NeoR photoisomerization

As anticipated above, here we assume that the branching (see Fig. 1a) between the canonical rPSB double bond photoisomerization of microbial rhodopsin and emission determines the fluorescence brightness. In other words, since the S1 isomerization is intrinsically a non-radiative decay process, the EfS1 barrier controlling its rate must modulate the ESL and, in turn, the FQY value. Accordingly, we have used a-ARME141 to compute the approximate S1 minimum energy path (MEP) describing the clockwise (CW) torsional deformation along α, namely the C12-C13-C14-C15 dihedral angle describing the C13=C14 double bond torsion connecting the FS to the ca. 90° twisted conical intersection (CoIn) giving access to S0. The energy maximum located along the MEP energy profile must therefore reflect the barrier height (i.e., EfS1).

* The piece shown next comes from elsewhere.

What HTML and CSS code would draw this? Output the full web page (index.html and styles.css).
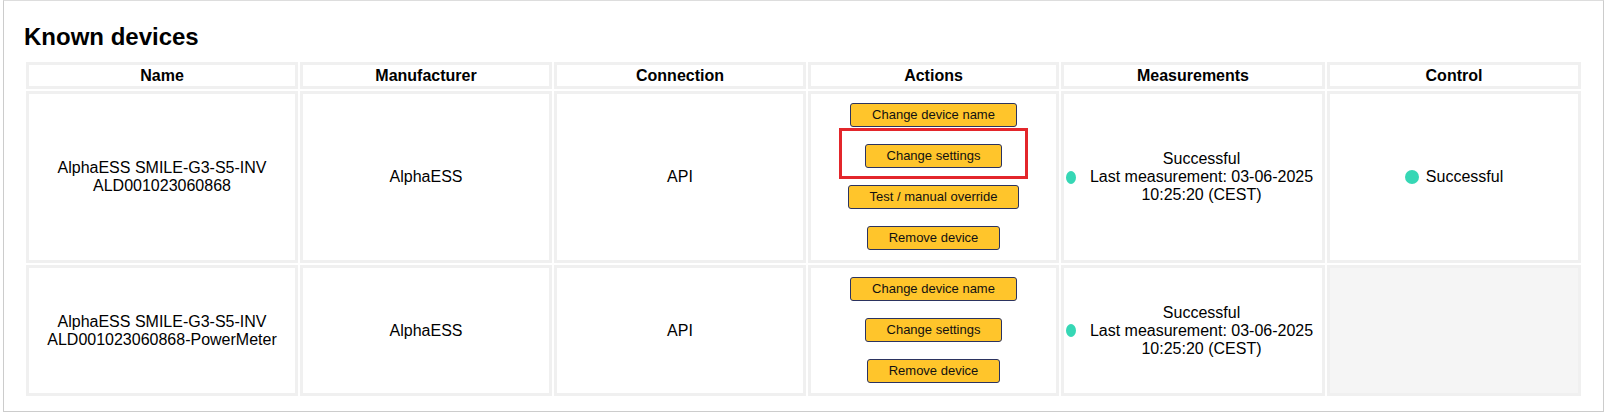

Given the current uncertainty about the regiochemistry of the photoisomerization reaction in NeoR34,35, we also computed three additional MEPs (see Supplementary Section 5) corresponding to the counterclockwise (CCW) isomerization of the C11=C12 and C7=C8 double bond and to the CW isomerization of the C9=C10 double bond. The choice of the CW/CCW pattern for adjacent double bonds conforms to the well-known aborted bicycle-pedal motion30,36, the archetypal space-saving reaction coordinate for the rPSB chromophore isomerization. The selected direction of the twisting is consistent with the stereochemistry found in the four computed CoIn’s where the constrained rotation of the reactive bond is assisted by the opposite rotation of the adjacent double bonds (see Supplementary Fig. 3).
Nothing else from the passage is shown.